◆ **EXERCISE AIM**
Determine which lines of the records include the word "this", and copy them.

◆ **DATA LISTING**
· · · · · · ·

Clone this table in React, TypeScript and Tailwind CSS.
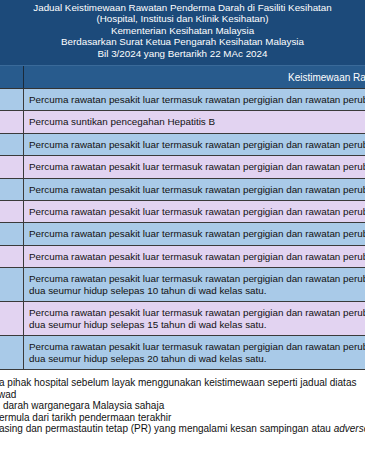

· · · · · · ·

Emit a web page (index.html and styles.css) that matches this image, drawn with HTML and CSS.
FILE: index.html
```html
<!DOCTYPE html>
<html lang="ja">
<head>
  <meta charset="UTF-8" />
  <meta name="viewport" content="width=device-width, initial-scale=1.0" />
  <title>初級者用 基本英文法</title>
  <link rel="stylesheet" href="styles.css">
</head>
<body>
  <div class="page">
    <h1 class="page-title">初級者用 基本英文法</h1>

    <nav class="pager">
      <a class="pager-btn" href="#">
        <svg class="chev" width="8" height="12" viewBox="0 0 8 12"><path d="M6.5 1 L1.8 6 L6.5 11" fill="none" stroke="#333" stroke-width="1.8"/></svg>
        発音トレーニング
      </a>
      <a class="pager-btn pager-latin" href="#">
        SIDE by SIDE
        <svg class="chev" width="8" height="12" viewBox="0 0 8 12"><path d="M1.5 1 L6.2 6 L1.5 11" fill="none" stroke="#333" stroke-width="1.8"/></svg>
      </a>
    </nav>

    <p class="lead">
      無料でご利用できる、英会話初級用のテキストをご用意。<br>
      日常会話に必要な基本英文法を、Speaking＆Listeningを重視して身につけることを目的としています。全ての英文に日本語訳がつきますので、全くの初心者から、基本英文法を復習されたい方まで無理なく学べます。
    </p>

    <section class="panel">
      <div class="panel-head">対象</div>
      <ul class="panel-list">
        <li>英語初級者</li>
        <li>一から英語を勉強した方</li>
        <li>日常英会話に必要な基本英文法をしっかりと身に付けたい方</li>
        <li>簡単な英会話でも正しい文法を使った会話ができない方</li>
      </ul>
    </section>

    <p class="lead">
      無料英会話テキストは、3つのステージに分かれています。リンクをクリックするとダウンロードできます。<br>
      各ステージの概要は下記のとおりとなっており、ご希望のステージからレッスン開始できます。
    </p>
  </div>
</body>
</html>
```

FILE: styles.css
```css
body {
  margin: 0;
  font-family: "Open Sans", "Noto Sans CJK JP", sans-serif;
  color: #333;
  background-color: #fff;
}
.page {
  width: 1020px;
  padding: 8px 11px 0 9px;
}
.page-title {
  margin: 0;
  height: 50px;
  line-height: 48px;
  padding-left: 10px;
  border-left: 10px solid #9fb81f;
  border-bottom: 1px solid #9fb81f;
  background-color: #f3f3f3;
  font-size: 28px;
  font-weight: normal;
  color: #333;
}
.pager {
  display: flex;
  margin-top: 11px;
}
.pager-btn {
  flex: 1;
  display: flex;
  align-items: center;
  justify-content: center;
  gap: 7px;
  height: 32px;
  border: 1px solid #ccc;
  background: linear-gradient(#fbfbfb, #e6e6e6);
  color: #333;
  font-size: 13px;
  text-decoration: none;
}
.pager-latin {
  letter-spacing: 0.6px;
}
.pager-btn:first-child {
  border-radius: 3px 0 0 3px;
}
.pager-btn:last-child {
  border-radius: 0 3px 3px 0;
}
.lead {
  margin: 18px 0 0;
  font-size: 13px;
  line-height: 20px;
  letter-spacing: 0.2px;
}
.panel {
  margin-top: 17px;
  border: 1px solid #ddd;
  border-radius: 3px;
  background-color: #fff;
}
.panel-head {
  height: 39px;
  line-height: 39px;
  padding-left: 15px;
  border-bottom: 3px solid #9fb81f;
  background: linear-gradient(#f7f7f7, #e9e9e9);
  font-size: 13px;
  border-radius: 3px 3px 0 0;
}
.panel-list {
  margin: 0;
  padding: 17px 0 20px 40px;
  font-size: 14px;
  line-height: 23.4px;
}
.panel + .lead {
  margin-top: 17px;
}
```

· · · · · · ·

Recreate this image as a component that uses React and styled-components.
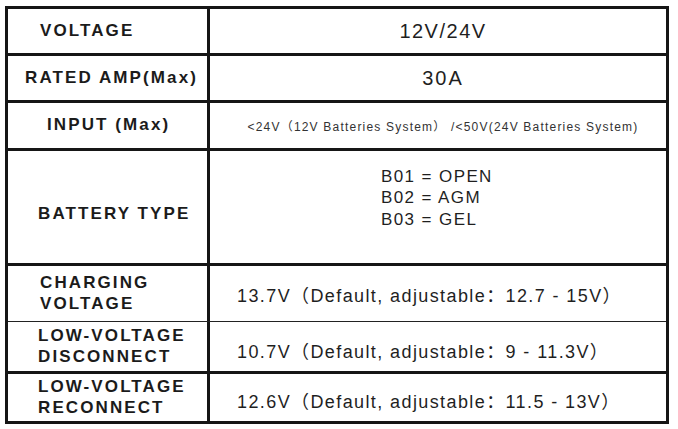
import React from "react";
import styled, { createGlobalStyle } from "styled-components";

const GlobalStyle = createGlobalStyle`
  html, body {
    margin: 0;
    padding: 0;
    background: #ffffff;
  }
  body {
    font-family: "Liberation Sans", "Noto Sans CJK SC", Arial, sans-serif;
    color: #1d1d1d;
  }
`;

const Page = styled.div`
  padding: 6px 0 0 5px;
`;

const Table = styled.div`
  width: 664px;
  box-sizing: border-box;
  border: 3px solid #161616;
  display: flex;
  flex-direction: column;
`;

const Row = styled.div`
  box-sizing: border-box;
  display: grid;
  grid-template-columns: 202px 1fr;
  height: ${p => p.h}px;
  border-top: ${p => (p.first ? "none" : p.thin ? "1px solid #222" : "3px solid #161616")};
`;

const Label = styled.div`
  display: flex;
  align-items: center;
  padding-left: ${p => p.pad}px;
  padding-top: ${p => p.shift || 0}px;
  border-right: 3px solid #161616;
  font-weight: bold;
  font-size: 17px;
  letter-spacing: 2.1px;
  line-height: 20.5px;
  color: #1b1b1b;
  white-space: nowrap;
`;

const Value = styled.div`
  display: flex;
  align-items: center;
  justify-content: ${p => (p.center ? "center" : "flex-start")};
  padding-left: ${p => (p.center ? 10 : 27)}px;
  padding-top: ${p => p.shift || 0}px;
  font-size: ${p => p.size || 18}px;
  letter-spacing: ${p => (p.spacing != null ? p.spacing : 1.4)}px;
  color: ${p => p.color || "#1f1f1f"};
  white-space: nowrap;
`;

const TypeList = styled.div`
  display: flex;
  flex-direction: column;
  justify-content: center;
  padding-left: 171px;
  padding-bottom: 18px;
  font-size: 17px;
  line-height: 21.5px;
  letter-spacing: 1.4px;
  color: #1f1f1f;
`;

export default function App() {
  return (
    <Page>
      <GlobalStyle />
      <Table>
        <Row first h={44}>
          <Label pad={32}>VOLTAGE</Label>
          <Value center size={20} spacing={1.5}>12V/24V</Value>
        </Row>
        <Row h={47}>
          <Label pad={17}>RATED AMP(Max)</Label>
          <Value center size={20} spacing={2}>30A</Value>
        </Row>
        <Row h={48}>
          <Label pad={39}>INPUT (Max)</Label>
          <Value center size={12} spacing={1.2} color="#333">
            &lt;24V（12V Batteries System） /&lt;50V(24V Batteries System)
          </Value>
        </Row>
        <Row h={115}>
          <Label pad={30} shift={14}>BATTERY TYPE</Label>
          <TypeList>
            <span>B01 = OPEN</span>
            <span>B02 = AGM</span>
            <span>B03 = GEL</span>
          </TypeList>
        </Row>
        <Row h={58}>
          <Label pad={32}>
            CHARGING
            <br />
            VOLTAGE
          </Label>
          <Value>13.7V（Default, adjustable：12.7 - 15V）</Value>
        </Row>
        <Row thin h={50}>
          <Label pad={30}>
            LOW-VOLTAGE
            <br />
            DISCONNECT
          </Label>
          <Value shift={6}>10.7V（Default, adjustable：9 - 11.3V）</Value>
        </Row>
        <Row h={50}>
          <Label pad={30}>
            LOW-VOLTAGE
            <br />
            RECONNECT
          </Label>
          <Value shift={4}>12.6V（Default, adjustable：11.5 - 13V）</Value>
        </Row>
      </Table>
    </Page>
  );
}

· · · · · · ·

◆ **RESULT**
Clone this table in React, TypeScript and Tailwind CSS.
Emit a web page (index.html and styles.css) that matches this image, drawn with HTML and CSS.
Recreate this image as a component that uses React and styled-components.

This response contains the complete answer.